◆ **Required work**: Return the data exactly, with all pictures removed.

◆ **Given information**:

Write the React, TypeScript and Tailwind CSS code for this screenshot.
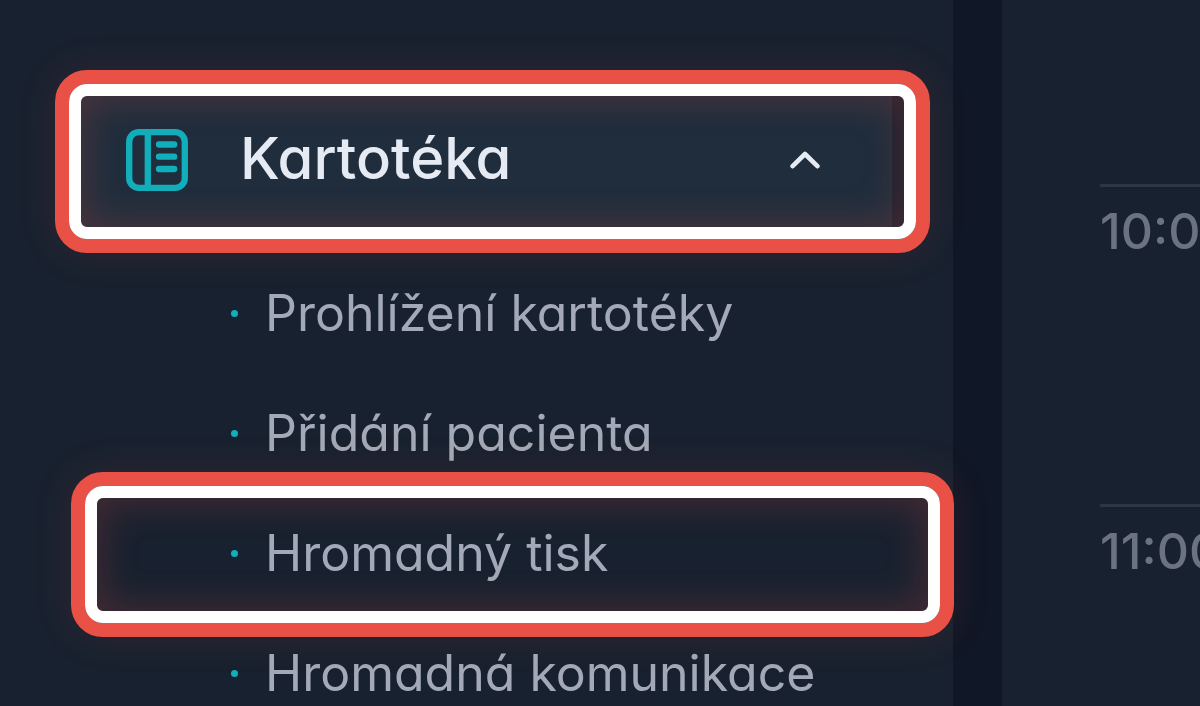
import { useState } from 'react'

const recordLinks = [
  { href: '#prohlizeni', label: 'Prohlížení kartotéky', highlighted: false },
  { href: '#pridani', label: 'Přidání pacienta', highlighted: false },
  { href: '#tisk', label: 'Hromadný tisk', highlighted: true },
  { href: '#komunikace', label: 'Hromadná komunikace', highlighted: false },
]

const hours = ['10:00', '11:00']

function RecordsIcon() {
  return (
    <svg className="size-[62px] shrink-0 text-[#11afbb]" viewBox="0 0 62 62" fill="none" stroke="currentColor" strokeWidth={6.3} strokeLinecap="round" aria-hidden="true">
      <rect x="3.2" y="3.2" width="55.6" height="55.6" rx="9.5" />
      <path d="M21.8 4v54M33 15.5h15.2M33 27.7h15.2M33 40h15.2" />
    </svg>
  )
}

function Chevron({ open }: { open: boolean }) {
  return (
    <svg className={open ? 'h-[18px] w-[30px]' : 'h-[18px] w-[30px] rotate-180'} viewBox="0 0 30 18" fill="none" stroke="currentColor" strokeWidth={4.6} strokeLinecap="round" strokeLinejoin="round" aria-hidden="true">
      <path d="M2.6 15.2 15 3l12.4 12.2" />
    </svg>
  )
}

// Red and white frame with a soft glow, drawn over the item it marks
function Highlight({ className }: { className: string }) {
  return (
    <span className={`pointer-events-none absolute z-10 flex rounded-[32px] border-[14px] border-[#ea5146] shadow-[0_0_40px_rgba(234,81,70,0.12)] ${className}`}>
      <span className="flex flex-1 rounded-[18px] border-12 border-white">
        <span className="flex-1 rounded-[6px] shadow-[inset_0_0_36px_6px_rgba(234,81,70,0.2)]" />
      </span>
    </span>
  )
}

function Sidebar() {
  const [open, setOpen] = useState(true)

  return (
    <nav className="min-w-0 flex-1 bg-[#18212f] pt-[92px]">
      <div className="relative mr-[61px] ml-[81px]">
        <button
          type="button"
          onClick={() => setOpen(!open)}
          aria-expanded={open}
          className="flex h-[135px] w-full items-center bg-[#1f2d3c] pr-[72px] pl-[45px] text-[#e6eaf3]"
        >
          <RecordsIcon />
          <span className="ml-[52px] flex-1 pb-1 text-left text-[58px] leading-[64px] font-medium">Kartotéka</span>
          <Chevron open={open} />
        </button>
        <Highlight className="-top-[22px] -right-[38px] -bottom-[26px] -left-[26px]" />
      </div>

      {open && (
        <ul className="mt-[26px]">
          {recordLinks.map((link) => (
            <li key={link.href} className="relative">
              <a href={link.href} className="flex h-[120px] items-center gap-[27px] pl-[231px] text-[50px] leading-[60px] whitespace-nowrap text-[#a3a9b6]">
                <span className="size-[7px] shrink-0 rounded-full bg-[#11afbb]" />
                {link.label}
              </a>
              {link.highlighted && <Highlight className="-top-[21px] -right-px -bottom-[24px] left-[71px]" />}
            </li>
          ))}
        </ul>
      )}
    </nav>
  )
}

export default function App() {
  return (
    <div className="flex h-screen overflow-hidden bg-[#101726] font-['Inter',sans-serif] [font-feature-settings:'cv11']">
      <Sidebar />
      <main className="ml-[49px] w-[198px] shrink-0 overflow-hidden bg-[#18212f] pt-[184px] pl-[98px]">
        {hours.map((hour) => (
          <div key={hour} className="h-[320px] border-t-3 border-[#2c3745] pt-[14px] text-[50px] leading-[60px] font-medium whitespace-nowrap text-[#6b7280]">
            {hour}
          </div>
        ))}
      </main>
    </div>
  )
}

◆ **Full response**:
Write the React, TypeScript and Tailwind CSS code for this screenshot.
import { useState } from 'react'

const recordLinks = [
  { href: '#prohlizeni', label: 'Prohlížení kartotéky', highlighted: false },
  { href: '#pridani', label: 'Přidání pacienta', highlighted: false },
  { href: '#tisk', label: 'Hromadný tisk', highlighted: true },
  { href: '#komunikace', label: 'Hromadná komunikace', highlighted: false },
]

const hours = ['10:00', '11:00']

function RecordsIcon() {
  return (
    <svg className="size-[62px] shrink-0 text-[#11afbb]" viewBox="0 0 62 62" fill="none" stroke="currentColor" strokeWidth={6.3} strokeLinecap="round" aria-hidden="true">
      <rect x="3.2" y="3.2" width="55.6" height="55.6" rx="9.5" />
      <path d="M21.8 4v54M33 15.5h15.2M33 27.7h15.2M33 40h15.2" />
    </svg>
  )
}

function Chevron({ open }: { open: boolean }) {
  return (
    <svg className={open ? 'h-[18px] w-[30px]' : 'h-[18px] w-[30px] rotate-180'} viewBox="0 0 30 18" fill="none" stroke="currentColor" strokeWidth={4.6} strokeLinecap="round" strokeLinejoin="round" aria-hidden="true">
      <path d="M2.6 15.2 15 3l12.4 12.2" />
    </svg>
  )
}

// Red and white frame with a soft glow, drawn over the item it marks
function Highlight({ className }: { className: string }) {
  return (
    <span className={`pointer-events-none absolute z-10 flex rounded-[32px] border-[14px] border-[#ea5146] shadow-[0_0_40px_rgba(234,81,70,0.12)] ${className}`}>
      <span className="flex flex-1 rounded-[18px] border-12 border-white">
        <span className="flex-1 rounded-[6px] shadow-[inset_0_0_36px_6px_rgba(234,81,70,0.2)]" />
      </span>
    </span>
  )
}

function Sidebar() {
  const [open, setOpen] = useState(true)

  return (
    <nav className="min-w-0 flex-1 bg-[#18212f] pt-[92px]">
      <div className="relative mr-[61px] ml-[81px]">
        <button
          type="button"
          onClick={() => setOpen(!open)}
          aria-expanded={open}
          className="flex h-[135px] w-full items-center bg-[#1f2d3c] pr-[72px] pl-[45px] text-[#e6eaf3]"
        >
          <RecordsIcon />
          <span className="ml-[52px] flex-1 pb-1 text-left text-[58px] leading-[64px] font-medium">Kartotéka</span>
          <Chevron open={open} />
        </button>
        <Highlight className="-top-[22px] -right-[38px] -bottom-[26px] -left-[26px]" />
      </div>

      {open && (
        <ul className="mt-[26px]">
          {recordLinks.map((link) => (
            <li key={link.href} className="relative">
              <a href={link.href} className="flex h-[120px] items-center gap-[27px] pl-[231px] text-[50px] leading-[60px] whitespace-nowrap text-[#a3a9b6]">
                <span className="size-[7px] shrink-0 rounded-full bg-[#11afbb]" />
                {link.label}
              </a>
              {link.highlighted && <Highlight className="-top-[21px] -right-px -bottom-[24px] left-[71px]" />}
            </li>
          ))}
        </ul>
      )}
    </nav>
  )
}

export default function App() {
  return (
    <div className="flex h-screen overflow-hidden bg-[#101726] font-['Inter',sans-serif] [font-feature-settings:'cv11']">
      <Sidebar />
      <main className="ml-[49px] w-[198px] shrink-0 overflow-hidden bg-[#18212f] pt-[184px] pl-[98px]">
        {hours.map((hour) => (
          <div key={hour} className="h-[320px] border-t-3 border-[#2c3745] pt-[14px] text-[50px] leading-[60px] font-medium whitespace-nowrap text-[#6b7280]">
            {hour}
          </div>
        ))}
      </main>
    </div>
  )
}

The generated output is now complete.